Post by KeithL on Feb 17, 2017 18:13:24 GMT -5
Absolutely.....
It would just be sad if something that works well were to fail because of a poor business model....
And equally sad if something that works poorly, and causes a lot of inconvenience and extra expense, were to succeed because of good marketing alone.
I guess we shall see.
However, as you say, it is certainly theoretically possible that they could detect and fix certain specific problems and so improve the overall quality.
I kind of wish that, instead of all the convoluted and variable explanations, they'd just said that they had a new secret sauce that really worked and encouraged everyone to listen for themselves.
Then, AFTER people agreed that it was an improvement, they could have published an explanation.
(But that isn't how things work these days.)
Thank you, Mr. L -
The details may well change more because some bozo like me is trying to explain it rather than getting the exact stuff from the MQA designers. There's LOTS of "MQA garbage" floating around the internet, with lots of folks interpolating and interpreting what they've read. Some confusion is normal as for any complicated new technology. Some is surely the result of people reading accounts from second or fiftieth hand.
There's also plenty of curmudgeons about saying that there's just NO WAY that you can make something sound as good as it was originally, and that every successive modification MUST take you farther from the truth.
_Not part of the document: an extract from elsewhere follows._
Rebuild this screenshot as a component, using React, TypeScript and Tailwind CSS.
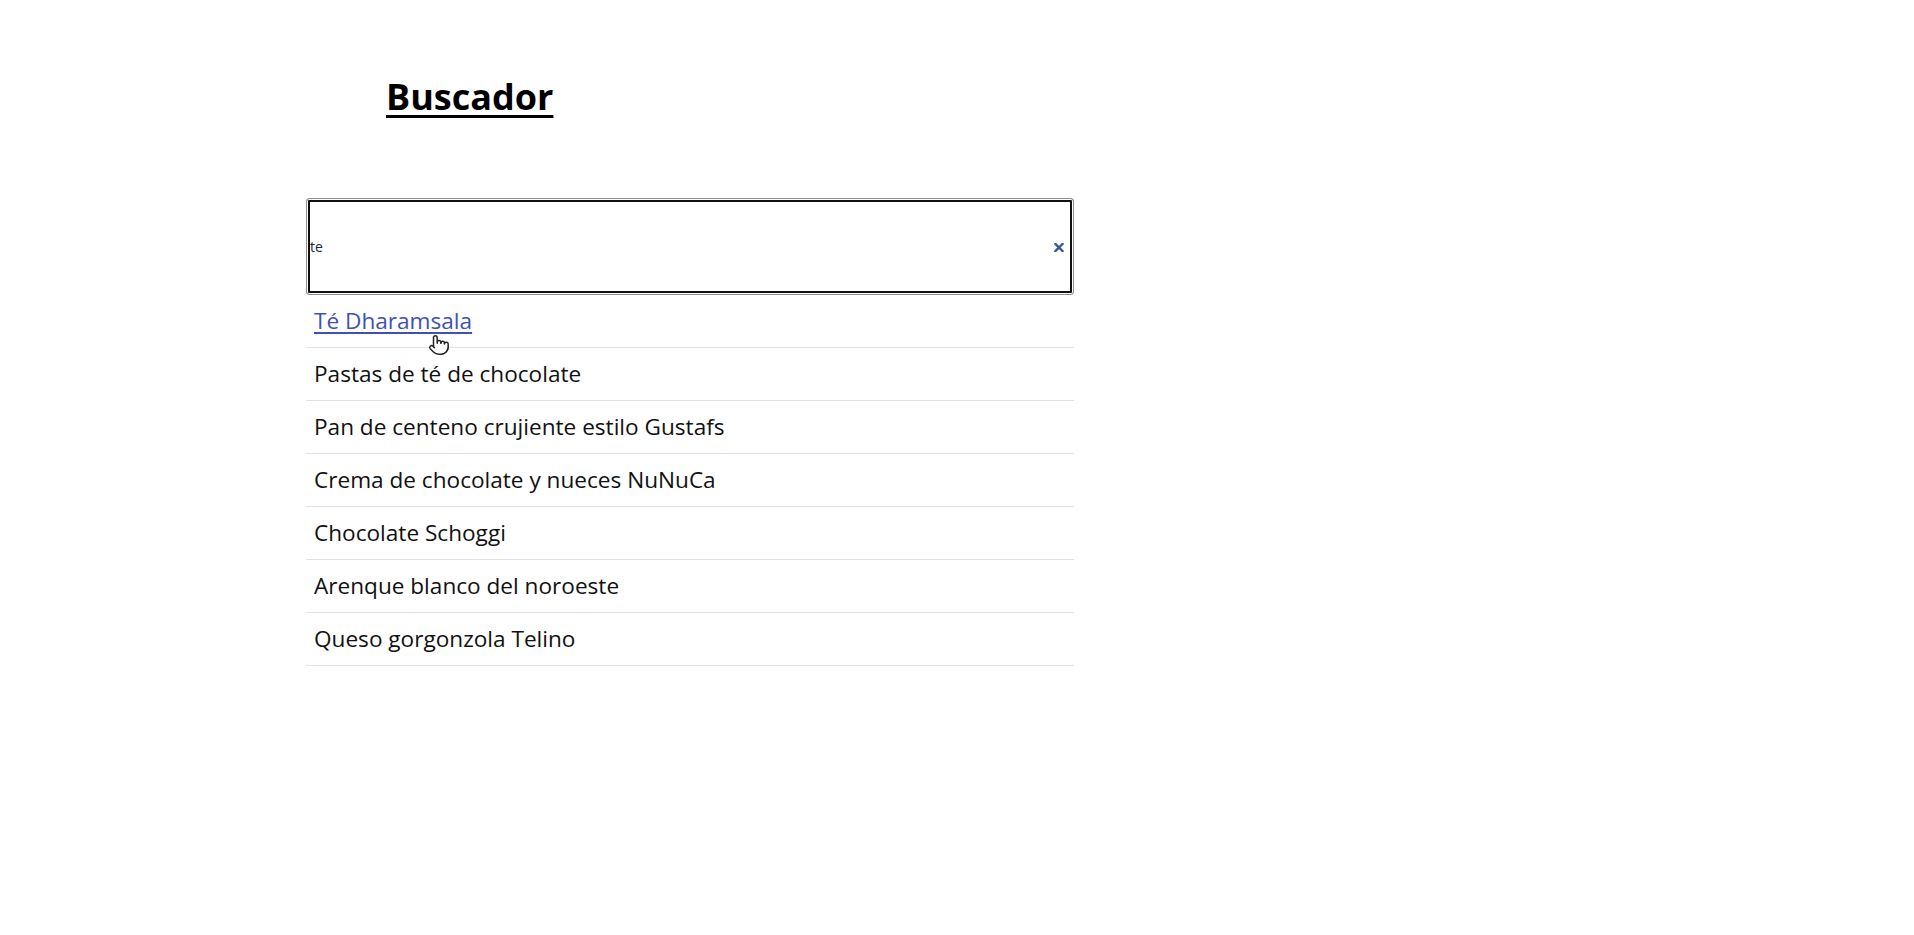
import { Pointer } from "lucide-react";

const productos = [
  "Té Dharamsala",
  "Pastas de té de chocolate",
  "Pan de centeno crujiente estilo Gustafs",
  "Crema de chocolate y nueces NuNuCa",
  "Chocolate Schoggi",
  "Arenque blanco del noroeste",
  "Queso gorgonzola Telino",
];

export default function App() {
  return (
    <div className="relative min-h-[935px] bg-white pl-[306px] pt-[79px] font-['Open_Sans',sans-serif] text-[#111]">
      <h1 className="ml-[80px] text-[36px] font-bold leading-none text-black underline decoration-[3px] underline-offset-[5px]">
        Buscador
      </h1>

      <div className="mt-[83px] w-[768px]">
        <div className="relative h-[97px] rounded-[3px] border border-[#8d8d8d] shadow-[inset_0_0_0_1px_#fff,inset_0_0_0_3px_#101010]">
          <input
            readOnly
            value="te"
            className="h-full w-full bg-transparent pl-[3px] text-[14px] text-[#1b2540] outline-none"
          />
          <button className="absolute right-[9px] top-[43px] flex h-[10px] w-[10px] items-center justify-center">
            <svg width="10" height="9" viewBox="0 0 10 9">
              <path d="M1.5 1 L8.5 8 M8.5 1 L1.5 8" stroke="#35589b" strokeWidth="2.4" strokeLinecap="square" />
            </svg>
          </button>
        </div>

        <ul>
          {productos.map((p, i) => (
            <li key={p} className="flex h-[53px] items-center border-b border-[#e1e1e4] pl-[8px] text-[22.6px]">
              {i === 0 ? (
                <a href="#" className="text-[#3f51b5] underline decoration-[2px] underline-offset-[3px]">
                  {p}
                </a>
              ) : (
                <span>{p}</span>
              )}
            </li>
          ))}
        </ul>
      </div>

      <Pointer
        size={22}
        strokeWidth={1.6}
        className="absolute left-[428px] top-[334px] fill-white text-[#222]"
      />
    </div>
  );
}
That is highly unlikely to be true. In theory, yes, one CAN retro-engineer back to "better than the original" (which was never the original to start with, but rather some 44.1 KHz sample of same). Now even the original master tape itself could, theoretically, be retro-engineered back to "better than the master." All it would take is knowledge of exactly what distortion, jitter, signal-to-noise ratio that the original recorder had (and what tape characteristics). In short EVERYTHING can be "truer to the original" than we previously thought possible - at least in theory.
How well MQA realizes those theories (or not) is still up for debate. What they're trying to do does make sense (in theory). Is it possible with today's MQA technology? I don't know. But if MQA doesn't do the job, certainly some future technology WILL. If it's possible (and it IS), then someone will figure out how to do it.
So back to the thread topic. Mr. Collinson of Linn doesn't like the MQA business model. Tough.
We all have right to be skeptical of MQA's claims. Fine.
But whether or not MQA succeeds as a business, and whether or not the (fully implemented) MQA experience lives up to its theoretical potential, the "better than the master tape" recording IS coming somewhere down the road. And the future's so bright I gotta wear shades!
Boomzilla
It would just be sad if something that works well were to fail because of a poor business model....
And equally sad if something that works poorly, and causes a lot of inconvenience and extra expense, were to succeed because of good marketing alone.
I guess we shall see.
However, as you say, it is certainly theoretically possible that they could detect and fix certain specific problems and so improve the overall quality.
I kind of wish that, instead of all the convoluted and variable explanations, they'd just said that they had a new secret sauce that really worked and encouraged everyone to listen for themselves.
Then, AFTER people agreed that it was an improvement, they could have published an explanation.
(But that isn't how things work these days.)
I believe you're pretty darned close.... with a few minor adjustments...The exact steps as you've listed them seem to agree with what I've seen claimed - although the exact details seem to vary slightly in different explanations.
The details may well change more because some bozo like me is trying to explain it rather than getting the exact stuff from the MQA designers. There's LOTS of "MQA garbage" floating around the internet, with lots of folks interpolating and interpreting what they've read. Some confusion is normal as for any complicated new technology. Some is surely the result of people reading accounts from second or fiftieth hand.
There's also plenty of curmudgeons about saying that there's just NO WAY that you can make something sound as good as it was originally, and that every successive modification MUST take you farther from the truth. That is highly unlikely to be true. In theory, yes, one CAN retro-engineer back to "better than the original" (which was never the original to start with, but rather some 44.1 KHz sample of same). Now even the original master tape itself could, theoretically, be retro-engineered back to "better than the master." All it would take is knowledge of exactly what distortion, jitter, signal-to-noise ratio that the original recorder had (and what tape characteristics). In short EVERYTHING can be "truer to the original" than we previously thought possible - at least in theory.
How well MQA realizes those theories (or not) is still up for debate. What they're trying to do does make sense (in theory). Is it possible with today's MQA technology? I don't know. But if MQA doesn't do the job, certainly some future technology WILL. If it's possible (and it IS), then someone will figure out how to do it.
So back to the thread topic. Mr. Collinson of Linn doesn't like the MQA business model. Tough.
We all have right to be skeptical of MQA's claims. Fine.
But whether or not MQA succeeds as a business, and whether or not the (fully implemented) MQA experience lives up to its theoretical potential, the "better than the master tape" recording IS coming somewhere down the road. And the future's so bright I gotta wear shades!